Blake followed up the webinar by sharing a post on LinkedIn that said that small businesses were reporting that the SBA’s website was so slow, so riddled with crashes, that the SBA had to temporarily take their site offline.

Most skeptics raising alarms are not referring to the SBA’s staff as being unprepared, but rather the systems the SBA has in place.

A March 25th tweet by the SBA reported that the site was undergoing “scheduled” improvements and maintenance.

This all while the demand for capital is surging. Blake reported in the webinar that loan applications had just recently increased by 5x at the same time that around 50% of non-bank lenders they work with have suspended lending.

Some informal surveying by deBanked of non-bank small business finance companies is finding that among many that still claim to be operating, origination volumes have dropped by more than 80% in recent weeks, mainly driven by stay-at-home and essential-business-only orders issued by state governments.

It’s a circular loop that puts further pressure on the SBA to come through, none of which is made easier by the manual application process they’re advising eager borrowers to take on. The SBA’s website asks that borrowers seeking Economic Injury Disaster Loan Assistance download an application to fill out by hand, upload that into their system and then await further instructions from an SBA officer about additional documentation they should physically mail in.

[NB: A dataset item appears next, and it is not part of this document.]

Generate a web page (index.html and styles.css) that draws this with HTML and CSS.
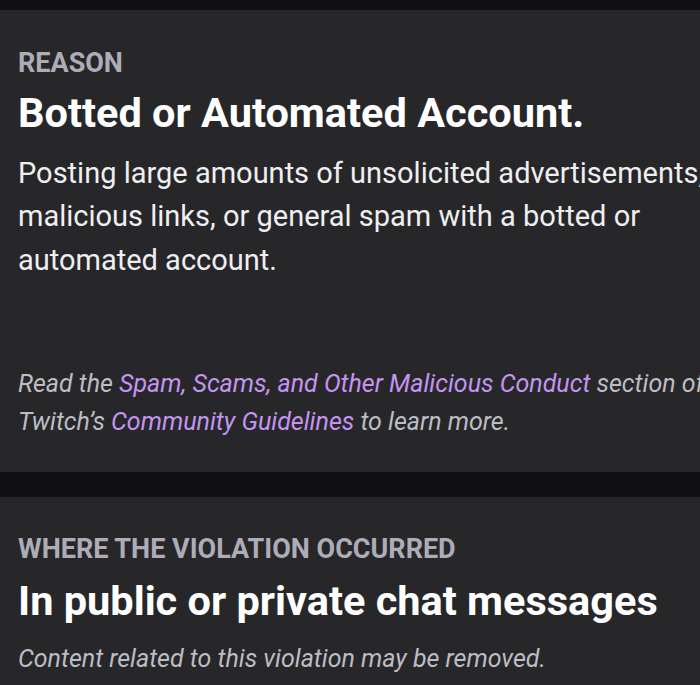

Perhaps there’s another way, according to letters sent to members of Congress by online lenders. 22 Fintech companies recently made the case that they are equipped to advance the capital provided for in the stimulus bill.

“We seek no gain from this crisis. Our only aim is to protect the millions of small businesses that we are proud to call our customers,” the letter states.

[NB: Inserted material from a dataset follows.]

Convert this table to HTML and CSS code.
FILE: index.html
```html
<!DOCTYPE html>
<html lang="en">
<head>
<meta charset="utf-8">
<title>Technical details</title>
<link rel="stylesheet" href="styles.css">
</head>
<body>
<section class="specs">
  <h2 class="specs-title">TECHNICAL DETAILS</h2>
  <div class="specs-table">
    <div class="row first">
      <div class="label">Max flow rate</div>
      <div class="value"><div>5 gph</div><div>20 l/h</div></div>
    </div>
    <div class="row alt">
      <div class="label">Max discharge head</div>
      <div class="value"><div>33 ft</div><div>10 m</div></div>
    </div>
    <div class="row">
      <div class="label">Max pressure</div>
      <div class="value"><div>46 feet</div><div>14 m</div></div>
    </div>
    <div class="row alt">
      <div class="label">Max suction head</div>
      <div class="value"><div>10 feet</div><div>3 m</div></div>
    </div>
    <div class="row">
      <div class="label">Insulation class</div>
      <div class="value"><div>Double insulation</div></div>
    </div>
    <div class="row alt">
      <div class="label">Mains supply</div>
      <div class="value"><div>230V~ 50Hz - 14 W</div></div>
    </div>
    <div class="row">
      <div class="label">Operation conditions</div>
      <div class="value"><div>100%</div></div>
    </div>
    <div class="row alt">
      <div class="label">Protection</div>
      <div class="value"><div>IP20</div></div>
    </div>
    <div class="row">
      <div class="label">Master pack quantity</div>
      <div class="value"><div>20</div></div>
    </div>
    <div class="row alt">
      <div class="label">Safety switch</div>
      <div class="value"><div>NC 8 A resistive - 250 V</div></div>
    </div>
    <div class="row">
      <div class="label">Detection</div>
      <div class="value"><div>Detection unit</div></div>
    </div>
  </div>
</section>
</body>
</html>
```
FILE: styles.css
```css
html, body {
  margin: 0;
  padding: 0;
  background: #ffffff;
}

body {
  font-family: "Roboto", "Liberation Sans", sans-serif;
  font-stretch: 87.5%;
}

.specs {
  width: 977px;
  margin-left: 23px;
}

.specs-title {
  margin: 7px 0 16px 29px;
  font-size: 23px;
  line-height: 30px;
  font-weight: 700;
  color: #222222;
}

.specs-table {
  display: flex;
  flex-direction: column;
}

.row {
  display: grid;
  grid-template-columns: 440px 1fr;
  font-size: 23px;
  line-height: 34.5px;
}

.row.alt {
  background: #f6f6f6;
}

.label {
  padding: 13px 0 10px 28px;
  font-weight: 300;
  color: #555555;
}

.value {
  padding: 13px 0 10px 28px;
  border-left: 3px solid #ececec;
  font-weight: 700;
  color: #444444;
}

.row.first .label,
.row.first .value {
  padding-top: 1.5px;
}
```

Members of the Small Business Finance Association made a similar appeal in a letter dated March 18th to SBA Administrator Jovita Carranza. “In this time of need, we want to leverage the experience and expertise we have with our companies to help provide efficient funding to those impacted in this tough economic climate. We want to serve as a resource to governments as they build up underwriting models to ensure emergency funding will be the most impactful.”

How fast things come together next will be key. The House is scheduled to vote on the Senate Bill today. If a plan to distribute the capital cannot be expedited and the crisis drags on, the consequences could be dire.

“Hundreds of thousands of businesses are going to be out of business,” Urrutia warned in the webinar.